Menikah dengan Keluarga Seorang Praktisi

Keluarga suami saya juga praktisi. Baik ayah mertua maupun saudari ipar pernah ditahan di kamp kerja paksa dan keluarga ini melalui banyak kesusahan karena penganiayaan.

Orang-orang desa berpikir bahwa tidak ada seorang pun yang ingin mengawini keluarga seperti itu, tetapi saya melakukannya tanpa keraguan sedikit pun.
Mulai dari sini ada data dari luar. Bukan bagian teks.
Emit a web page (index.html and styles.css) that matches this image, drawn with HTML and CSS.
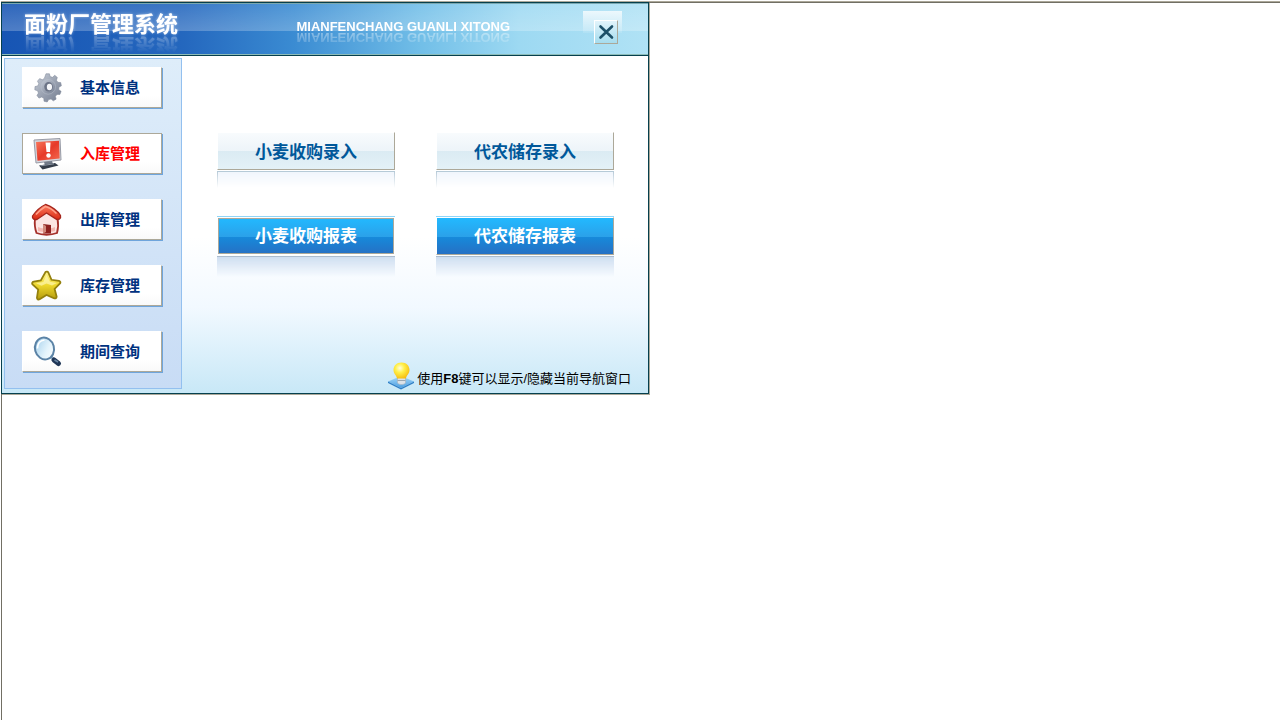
FILE: index.html
```html
<!DOCTYPE html>
<html lang="zh-CN">
<head>
  <meta charset="UTF-8">
  <meta name="viewport" content="width=device-width, initial-scale=1.0">
  <title>面粉厂管理系统</title>
  <link rel="stylesheet" href="styles.css">
</head>
<body>
  <div class="desktop">
    <div class="window">
      <header class="banner">
        <h1>面粉厂管理系统</h1>
        <p class="subtitle">MIANFENCHANG GUANLI XITONG</p>
        <div class="close-box">
          <button class="close" type="button" aria-label="关闭">
            <svg width="18" height="16" viewBox="0 0 18 16"><path d="M3.5 2.5L15 13.5M15 2.5L3.500 13.5" stroke="#1d5068" stroke-width="2.6" stroke-linecap="round"/></svg>
          </button>
        </div>
      </header>

      <div class="content">
        <nav class="sidebar">
          <button class="nav-item" type="button">
            <svg width="32" height="34" viewBox="-1 0 34 34">
              <defs>
                <linearGradient id="steel" x1="0" y1="0" x2="1" y2="1"><stop offset="0" stop-color="#c9cfd9"/><stop offset=".5" stop-color="#9ba3b2"/><stop offset="1" stop-color="#747d90"/></linearGradient>
              </defs>
              <g transform="translate(2.500 .5) scale(.92)" fill="url(#steel)" stroke="#7b8496" stroke-width=".6">
                <path d="M13.500 1.500h4l.8 3.200 2.700.9 2.600-2.300 3 2.400-1 3.300 1.600 2.400 3.300.2.800 3.800-2.900 1.600-.1 2.900 2.700 1.900-1.400 3.600-3.300-.1-1.900 2.200.8 3.300-3.300 2-2.500-2.100-2.800.6-1.700 2.800-3.700-.9-.2-3.300-2.500-1.500-3.100 1.200-2.300-3 1.700-2.800-1-2.700-3.200-1 .2-3.800 3.200-.8 1.200-2.600-1.500-2.900 2.500-2.900 3 1.300 2.400-1.500z"/>
                <circle cx="16" cy="16.500" r="8.500" stroke="#b9c0cc"/>
                <ellipse cx="16.500" cy="16.500" rx="5" ry="5.500" fill="#6c7486" stroke="none"/>
                <ellipse cx="17.500" cy="16.800" rx="3" ry="3.800" fill="#f6f7f9" stroke="none"/>
              </g>
            </svg>
            <span>基本信息</span>
          </button>
          <button class="nav-item active" type="button">
            <svg width="32" height="34" viewBox="0 0 32 34">
              <defs>
                <linearGradient id="screen" x1="0" y1="0" x2="1" y2="1"><stop offset="0" stop-color="#f9785c"/><stop offset=".5" stop-color="#e63a29"/><stop offset="1" stop-color="#f46a50"/></linearGradient>
              </defs>
              <path d="M3 3l26-1.500 1 21.500-25 3z" fill="#d4d6dc" stroke="#989ba6"/>
              <path d="M5 5l23-1.300.7 17.800L6.500 23.800z" fill="url(#screen)"/>
              <path d="M14.500 5.500h5l-.5 9.500h-3.500z" fill="#fff"/>
              <circle cx="17.500" cy="18.500" r="2.200" fill="#fff"/>
              <path d="M13 25l8-1 1 3-8 1.500z" fill="#727a88"/>
              <path d="M8 28.500l16-2.500 3.500 2.500-16 4z" fill="#343c49"/>
              <path d="M10 28.800l13-2" stroke="#8c95a3"/>
            </svg>
            <span>入库管理</span>
          </button>
          <button class="nav-item" type="button">
            <svg width="32" height="34" viewBox="0 0 32 34">
              <defs>
                <linearGradient id="roof" x1="0" y1="0" x2="0" y2="1"><stop offset="0" stop-color="#ff8062"/><stop offset="1" stop-color="#d92812"/></linearGradient>
              </defs>
              <path d="M4 15.500c4-3 8-6 11-8 4 3 8 5 11.500 8 1 5 .5 11-.5 14.500-6 2.300-15 2.300-20.500 0C4 26 3.500 20 4 15.500z" fill="#fce5e2" stroke="#a5302a" stroke-width="1.800"/>
              <path d="M7 28c5 1.500 12 1.500 17 0v-4c-5 2-12 2-17 0z" fill="#f4b8b1"/>
              <path d="M12 30.500V21l8 1v8.500z" fill="#8d201e"/>
              <path d="M12 30.500V21l3 2v6z" fill="#d08a7c"/>
              <path d="M1.500 13C5 8 10 3.500 14.500 1.500 20 3 27 8 29.500 12.500c.7 3-1.500 4.500-4 3.800L15.500 10 6 16.500c-3 .5-5-1-4.500-3.500z" fill="url(#roof)" stroke="#a5251c" stroke-width="1.300"/>
              <path d="M5 11.500c3-3.500 6-6 9.500-8 4 1 8 4 11 7" fill="none" stroke="#ffa18a" stroke-width="1.500"/>
            </svg>
            <span>出库管理</span>
          </button>
          <button class="nav-item" type="button">
            <svg width="32" height="34" viewBox="0 0 32 34">
              <defs>
                <linearGradient id="gold" x1="0" y1="0" x2="0" y2="1"><stop offset="0" stop-color="#fff58f"/><stop offset=".5" stop-color="#ecd62c"/><stop offset="1" stop-color="#b49b0d"/></linearGradient>
              </defs>
              <path d="M14.500 3c1-.8 2.500-.3 3 .8l3 7 7.500 1c1.500.4 1.800 1.800.8 2.800l-5.200 5.300 2 7.500c.2 1.600-1.200 2.500-2.700 1.800L15.500 26l-6.800 4.200c-1.600.8-3-.3-2.700-1.900l1.200-7.600-5.400-5c-1.200-1.200-.6-2.700 1-3l7-1.200z" fill="url(#gold)" stroke="#94800d" stroke-width="1.800"/>
              <path d="M15.500 6l-3.200 7-7.300 1.300 5.500 2.500 5-2.300 5.500 2 5-2.500-7-1.200z" fill="#fff9b8" opacity=".65"/>
            </svg>
            <span>库存管理</span>
          </button>
          <button class="nav-item" type="button">
            <svg width="32" height="34" viewBox="0 0 32 34">
              <defs>
                <linearGradient id="lens" x1="0" y1="0" x2="1" y2="1"><stop offset="0" stop-color="#9fcdeb"/><stop offset=".6" stop-color="#e4f4fc"/><stop offset="1" stop-color="#fff"/></linearGradient>
              </defs>
              <path d="M20 22l3 3" stroke="#9eb8cc" stroke-width="3"/>
              <path d="M23 25l4.500 3.500" stroke="#1f3656" stroke-width="5" stroke-linecap="round"/>
              <path d="M23.500 25l3.500 2" stroke="#6683a1" stroke-width="1.500"/>
              <ellipse cx="13.500" cy="13.500" rx="9.500" ry="11" transform="rotate(-15 13.500 13.500)" fill="url(#lens)" stroke="#5b83a6" stroke-width="2"/>
              <path d="M6.500 13.500c0-5 3-8 7-8.500" fill="none" stroke="#fff" stroke-width="1.500"/>
            </svg>
            <span>期间查询</span>
          </button>
        </nav>

        <main class="main">
          <div class="actions">
            <button class="action" type="button">小麦收购录入</button>
            <button class="action" type="button">代农储存录入</button>
            <button class="action report focused" type="button">小麦收购报表</button>
            <button class="action report" type="button">代农储存报表</button>
          </div>
          <p class="tip">
            <svg width="28" height="30" viewBox="0 0 28 30">
              <defs>
                <radialGradient id="bulb" cx=".4" cy=".35" r=".7"><stop offset="0" stop-color="#fffde0"/><stop offset=".4" stop-color="#fff04a"/><stop offset="1" stop-color="#f6b90c"/></radialGradient>
                <linearGradient id="tile" x1="0" y1="0" x2="0" y2="1"><stop offset="0" stop-color="#a8dbfb"/><stop offset="1" stop-color="#4a9de0"/></linearGradient>
              </defs>
              <path d="M1 19.500L14 14l13 5.500L14 26z" fill="url(#tile)"/>
              <path d="M1 19.500L14 26l13-6.500V21l-13 6.500L1 21z" fill="#2f7fc6"/>
              <path d="M10.500 14h8v7c-2 2-6 2-8 0z" fill="#dce2e8" stroke="#a8b2bc" stroke-width=".6"/>
              <path d="M10.500 18.500h8" stroke="#9ba6b0"/>
              <path d="M14.500.5c5 0 8 3.500 8 7.500s-3 5-3.500 8.500h-9C9.500 13 6.500 12 6.500 8s3-7.500 8-7.500z" fill="url(#bulb)"/>
            </svg>
            <span>使用<b>F8</b>键可以显示/隐藏当前导航窗口</span>
          </p>
        </main>
      </div>
    </div>
  </div>
</body>
</html>
```

FILE: styles.css
```css
* {
  box-sizing: border-box;
}
body {
  margin: 0;
  padding: 1px 0 0 1px;
  background-color: #fff;
  font-family: "Liberation Sans", "Noto Sans CJK SC", sans-serif;
}
h1, p {
  margin: 0;
}
button {
  font-family: inherit;
  cursor: pointer;
}
.desktop {
  min-height: calc(100vh - 1px);
  border-top: 1px solid #aca899;
  background: linear-gradient(#716f64, #716f64) left / 1px 100% no-repeat,
    linear-gradient(#716f64, #716f64) top / 100% 1px no-repeat;
}
.window {
  width: 100%;
  max-width: 648px;
  border: 1px solid #06404e;
  background: linear-gradient(#fff 60%, #f2f9ff 78%, #c8e8f7);
  box-shadow: 1px 1px 0 #aca899;
}

/* top banner */
.banner {
  display: flex;
  align-items: flex-start;
  height: 53px;
  padding: 0 26px 0 22px;
  border-top: 1px solid #7aa8b0;
  border-bottom: 1px solid #06404e;
  box-shadow: inset 0 -1px 0 #8dbcb8;
  background:
    linear-gradient(rgba(255, 255, 255, 0.1), rgba(255, 255, 255, 0.24)) top / 100% 27px no-repeat,
    linear-gradient(90deg, #1755b4 0%, #2467be 28%, #3a8bd2 45%, #72bfe8 65%, #9dd9f2 80%, #b0e2f5 100%);
  color: #fff;
}
.banner h1 {
  flex: 1;
  font-size: 22px;
  line-height: 30px;
  padding-top: 6px;
  text-shadow: 0 0 3px rgba(255, 255, 255, 0.5);
  -webkit-box-reflect: below -9px linear-gradient(transparent 40%, rgba(255, 255, 255, 0.4));
}
.subtitle {
  padding-top: 14px;
  margin-right: 73px;
  font-size: 13px;
  font-weight: bold;
  line-height: 18px;
  -webkit-box-reflect: below -8px linear-gradient(transparent 30%, rgba(255, 255, 255, 0.5));
}
.close-box {
  margin-top: 7px;
  padding: 9px 4px 0 11px;
  background: linear-gradient(rgba(255, 255, 255, 0.75), rgba(255, 255, 255, 0.1)) top / 100% 22px no-repeat;
}
.close {
  display: flex;
  align-items: center;
  justify-content: center;
  width: 24px;
  height: 24px;
  padding: 0;
  border: 1px solid #fff;
  border-right-color: #aca899;
  border-bottom-color: #aca899;
  background: linear-gradient(#e2f4fb, #a5dcee);
}

.content {
  display: flex;
  padding: 2px 0 1px 2px;
}

/* left menu */
.sidebar {
  display: flex;
  flex-direction: column;
  gap: 25px;
  width: 178px;
  margin-bottom: 3px;
  padding: 8px 19px 16px 17px;
  border: 1px solid #93c0ef;
  background: linear-gradient(#deedfa, #c8dcf5);
}
.nav-item {
  display: flex;
  align-items: center;
  gap: 17px;
  height: 41px;
  padding: 0 8px;
  border: 1px solid #fff;
  border-right-color: #aca899;
  border-bottom-color: #aca899;
  background: linear-gradient(#fff 70%, #f9f9f9);
  box-shadow: 1px 1px 0 #6fa5dc;
  color: #00327f;
  font-size: 15px;
  font-weight: bold;
}
.nav-item.active {
  border-top-color: #aca899;
  border-left-color: #aca899;
  color: #f00;
}
.nav-item span {
  padding-bottom: 2px;
}

/* function buttons */
.main {
  flex: 1;
  display: flex;
  flex-direction: column;
  justify-content: space-between;
  padding: 74px 17px 0 35px;
}
.actions {
  display: grid;
  grid-template-columns: 178px 178px;
  gap: 47px 41px;
}
.action {
  position: relative;
  height: 38px;
  padding: 0 0 1px;
  border: 1px solid #fff;
  border-right-color: #aca899;
  border-bottom-color: #aca899;
  background: linear-gradient(#f8fbfd, #edf4f9 50%, #dbebf3 50%, #e4f1f7);
  color: #00589a;
  font-size: 17px;
  font-weight: bold;
}
/* fading reflection under each button */
.action::after {
  content: "";
  position: absolute;
  top: 38px;
  left: -1px;
  right: -1px;
  height: 16px;
  border: solid #b4c8d6;
  border-width: 1px 1px 0;
  background: #f0f5fc;
  -webkit-mask-image: linear-gradient(#000, transparent);
}
.report {
  padding-bottom: 4px;
  border-top-color: #fff;
  box-shadow: 0 -1px 0 #8fd6fa;
  background: linear-gradient(#22b9ff, #2ba1e9 52%, #168adb 52%, #2670c4);
  color: #fff;
}
.report::after {
  height: 20px;
  border-color: #a9b9cc;
  border-width: 1px 0 0;
  background: #cbdcf0;
}
.focused {
  border-color: #fff;
  box-shadow: inset 0 0 0 1px #aca899, 0 -1px 0 #8fd6fa;
}
.tip {
  display: flex;
  align-items: center;
  justify-content: flex-end;
  gap: 2px;
  color: #000;
  font-size: 13px;
}
```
Ibu mertua yang juga praktisi dan saya menjalin hubungan yang baik.

Ibu mertua tahu bahwa suami dan saya bekerja sungguh keras, jadi beliau sering mampir dan membantu pekerjaan rumah tangga kami – misalnya membersihkan dan memasak. Bilamana  kami mengunjungi mereka, beliau menyiapkan makanan favorit kami. Saya merasa sangat beruntung mempunyai ibu mertua yang penuh kasih sayang.
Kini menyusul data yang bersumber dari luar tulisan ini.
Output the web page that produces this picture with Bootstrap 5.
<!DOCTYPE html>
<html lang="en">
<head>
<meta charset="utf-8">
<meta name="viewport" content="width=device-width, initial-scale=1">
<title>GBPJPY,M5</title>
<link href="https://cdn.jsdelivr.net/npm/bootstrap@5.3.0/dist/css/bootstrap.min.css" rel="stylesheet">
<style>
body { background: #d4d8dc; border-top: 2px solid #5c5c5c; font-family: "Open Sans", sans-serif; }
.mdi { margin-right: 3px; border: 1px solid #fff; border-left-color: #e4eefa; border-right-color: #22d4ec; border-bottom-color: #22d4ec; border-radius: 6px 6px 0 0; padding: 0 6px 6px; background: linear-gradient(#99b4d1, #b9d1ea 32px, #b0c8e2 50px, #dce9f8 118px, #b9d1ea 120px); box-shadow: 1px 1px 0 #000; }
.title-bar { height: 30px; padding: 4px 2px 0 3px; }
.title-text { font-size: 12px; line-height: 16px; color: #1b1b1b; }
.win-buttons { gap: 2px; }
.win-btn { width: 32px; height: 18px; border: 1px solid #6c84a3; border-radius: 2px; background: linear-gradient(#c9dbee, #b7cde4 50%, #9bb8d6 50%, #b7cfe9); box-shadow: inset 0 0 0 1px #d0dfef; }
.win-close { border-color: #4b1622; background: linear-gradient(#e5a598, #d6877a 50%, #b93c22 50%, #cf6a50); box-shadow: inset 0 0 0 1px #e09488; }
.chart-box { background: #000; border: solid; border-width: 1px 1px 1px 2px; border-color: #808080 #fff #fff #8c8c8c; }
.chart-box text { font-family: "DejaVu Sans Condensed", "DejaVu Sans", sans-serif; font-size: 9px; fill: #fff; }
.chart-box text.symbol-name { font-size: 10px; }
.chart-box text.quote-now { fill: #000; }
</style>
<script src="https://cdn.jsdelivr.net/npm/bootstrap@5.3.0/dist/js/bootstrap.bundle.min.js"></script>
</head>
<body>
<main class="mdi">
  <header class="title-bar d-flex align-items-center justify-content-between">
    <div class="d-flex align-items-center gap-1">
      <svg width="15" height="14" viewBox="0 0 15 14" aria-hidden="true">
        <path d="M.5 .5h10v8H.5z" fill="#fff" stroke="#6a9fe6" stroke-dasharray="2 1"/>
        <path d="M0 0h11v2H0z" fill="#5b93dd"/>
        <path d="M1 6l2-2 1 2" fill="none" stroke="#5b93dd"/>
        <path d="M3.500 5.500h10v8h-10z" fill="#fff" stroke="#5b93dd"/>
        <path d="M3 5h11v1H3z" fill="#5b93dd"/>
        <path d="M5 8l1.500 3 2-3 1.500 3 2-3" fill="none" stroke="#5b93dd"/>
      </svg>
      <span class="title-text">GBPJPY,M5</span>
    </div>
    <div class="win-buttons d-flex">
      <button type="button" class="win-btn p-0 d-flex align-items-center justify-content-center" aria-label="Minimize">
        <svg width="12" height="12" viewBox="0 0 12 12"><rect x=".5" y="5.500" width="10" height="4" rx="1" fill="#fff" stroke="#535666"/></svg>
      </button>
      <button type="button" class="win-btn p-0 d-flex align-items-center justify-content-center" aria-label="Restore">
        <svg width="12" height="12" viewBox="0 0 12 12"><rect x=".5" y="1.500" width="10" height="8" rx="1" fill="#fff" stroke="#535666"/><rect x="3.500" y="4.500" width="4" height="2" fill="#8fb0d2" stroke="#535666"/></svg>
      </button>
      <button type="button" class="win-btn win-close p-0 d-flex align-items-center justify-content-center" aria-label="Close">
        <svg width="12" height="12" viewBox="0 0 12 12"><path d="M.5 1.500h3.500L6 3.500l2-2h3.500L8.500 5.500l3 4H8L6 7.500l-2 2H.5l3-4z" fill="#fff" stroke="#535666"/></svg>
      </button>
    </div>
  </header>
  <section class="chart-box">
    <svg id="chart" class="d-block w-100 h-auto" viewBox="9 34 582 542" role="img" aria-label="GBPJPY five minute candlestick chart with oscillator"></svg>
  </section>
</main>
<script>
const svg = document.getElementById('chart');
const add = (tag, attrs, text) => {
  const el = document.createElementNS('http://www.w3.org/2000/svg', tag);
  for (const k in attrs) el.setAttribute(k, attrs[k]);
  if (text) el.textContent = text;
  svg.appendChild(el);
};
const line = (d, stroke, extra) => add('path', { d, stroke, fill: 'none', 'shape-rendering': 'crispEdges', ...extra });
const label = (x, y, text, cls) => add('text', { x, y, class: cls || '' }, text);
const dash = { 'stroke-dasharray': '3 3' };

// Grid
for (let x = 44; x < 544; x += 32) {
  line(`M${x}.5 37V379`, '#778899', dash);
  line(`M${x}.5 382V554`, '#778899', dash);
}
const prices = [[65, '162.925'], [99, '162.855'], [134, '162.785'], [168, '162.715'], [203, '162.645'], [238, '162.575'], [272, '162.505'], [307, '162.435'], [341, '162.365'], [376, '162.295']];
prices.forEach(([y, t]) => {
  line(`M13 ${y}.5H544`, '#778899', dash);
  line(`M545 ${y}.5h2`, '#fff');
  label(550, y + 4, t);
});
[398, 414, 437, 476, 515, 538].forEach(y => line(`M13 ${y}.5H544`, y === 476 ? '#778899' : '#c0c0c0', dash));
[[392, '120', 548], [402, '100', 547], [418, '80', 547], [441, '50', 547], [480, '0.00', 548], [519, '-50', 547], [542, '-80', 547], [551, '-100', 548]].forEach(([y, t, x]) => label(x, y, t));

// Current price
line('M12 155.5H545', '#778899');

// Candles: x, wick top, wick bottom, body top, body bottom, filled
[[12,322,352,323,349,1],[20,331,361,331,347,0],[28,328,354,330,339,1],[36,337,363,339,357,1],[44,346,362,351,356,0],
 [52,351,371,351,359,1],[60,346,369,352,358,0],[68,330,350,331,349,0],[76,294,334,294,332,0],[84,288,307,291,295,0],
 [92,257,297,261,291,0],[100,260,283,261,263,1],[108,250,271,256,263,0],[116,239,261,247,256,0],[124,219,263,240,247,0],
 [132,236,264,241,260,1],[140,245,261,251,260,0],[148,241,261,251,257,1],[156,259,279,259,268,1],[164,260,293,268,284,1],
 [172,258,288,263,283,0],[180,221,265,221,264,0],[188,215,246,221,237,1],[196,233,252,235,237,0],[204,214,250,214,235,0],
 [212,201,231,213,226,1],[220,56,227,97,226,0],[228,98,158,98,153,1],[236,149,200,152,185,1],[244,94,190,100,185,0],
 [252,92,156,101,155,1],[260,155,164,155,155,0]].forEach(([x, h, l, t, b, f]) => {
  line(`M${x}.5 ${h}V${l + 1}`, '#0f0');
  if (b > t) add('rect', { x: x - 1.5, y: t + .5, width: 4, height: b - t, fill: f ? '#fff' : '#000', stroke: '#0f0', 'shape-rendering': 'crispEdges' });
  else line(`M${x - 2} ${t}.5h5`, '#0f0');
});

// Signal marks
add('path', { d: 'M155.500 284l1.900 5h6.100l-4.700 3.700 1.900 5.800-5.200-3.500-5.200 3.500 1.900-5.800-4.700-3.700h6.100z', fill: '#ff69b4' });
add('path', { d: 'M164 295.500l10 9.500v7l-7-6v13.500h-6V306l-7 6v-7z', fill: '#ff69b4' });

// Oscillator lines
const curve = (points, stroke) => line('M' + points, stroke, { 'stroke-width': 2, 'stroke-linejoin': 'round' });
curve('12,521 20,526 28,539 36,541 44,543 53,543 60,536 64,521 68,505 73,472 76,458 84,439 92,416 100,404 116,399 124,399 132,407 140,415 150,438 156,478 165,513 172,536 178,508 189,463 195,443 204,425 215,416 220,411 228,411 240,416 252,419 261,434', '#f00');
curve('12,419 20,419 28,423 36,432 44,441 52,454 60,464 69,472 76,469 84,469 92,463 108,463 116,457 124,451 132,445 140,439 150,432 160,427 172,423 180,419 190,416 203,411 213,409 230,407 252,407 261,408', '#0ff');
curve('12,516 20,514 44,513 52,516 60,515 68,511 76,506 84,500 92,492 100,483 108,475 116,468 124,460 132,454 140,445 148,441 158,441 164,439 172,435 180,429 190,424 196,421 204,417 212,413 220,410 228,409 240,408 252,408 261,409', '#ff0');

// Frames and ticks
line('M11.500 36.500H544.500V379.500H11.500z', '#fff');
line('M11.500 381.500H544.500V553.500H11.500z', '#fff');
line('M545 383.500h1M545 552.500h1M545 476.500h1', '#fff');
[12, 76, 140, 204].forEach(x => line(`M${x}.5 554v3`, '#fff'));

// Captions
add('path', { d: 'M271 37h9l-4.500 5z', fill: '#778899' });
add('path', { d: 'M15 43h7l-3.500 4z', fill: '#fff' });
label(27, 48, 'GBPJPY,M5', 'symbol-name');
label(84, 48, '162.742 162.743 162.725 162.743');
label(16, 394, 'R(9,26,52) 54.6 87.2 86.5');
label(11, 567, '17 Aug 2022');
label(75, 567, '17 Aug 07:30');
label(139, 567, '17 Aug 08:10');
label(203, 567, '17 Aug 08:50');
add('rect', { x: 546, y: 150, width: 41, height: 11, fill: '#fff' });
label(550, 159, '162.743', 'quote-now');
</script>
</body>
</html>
Saya selalu belikan baju atau sepatu yang bagus kepada mertua di mana mereka biasanya jarang berbelanja untuk diri mereka sendiri. Setiap kali sebelum Tahun Baru Imlek, saya juga menyiapkan sesuatu yang spesial bagi suami saya untuk diberikan pada ibunya.

Seorang rekan kerja meledek saya, ”Kamu begitu bodoh. Kenapa kamu tidak memberikan  hadiah kepada ibu mertuamu dan mendapatkan pujian?” Saya tersenyum, ”Saya adalah menantu, bukan anak perempuan. Beliau tentu merasa senang mendapatkannya dari saya, tetapi akan lebih spesial lagi jika berasal dari putranya sendiri.”

Sementara kebanyakan perempuan mengeluh tentang ibu mertuanya, saya tidak pernah ada masalah. Karena kami berdua adalah praktisi Dafa, bahkan ketika kami tidak sependapat terhadap sesuatu, kami memandang dari sudut orang lain dan segera perbedaan ini lenyap.

Ibu mertua pernah berkata kepada saya, ”Semua teman-teman saya merasa iri karena saya mempunyai menantu perempuan yang begitu baik. Kamu sungguh memperlakukan saya lebih baik dari pada saya memperlakukan diri sendiri. Ini semua berkat dari Dafa.”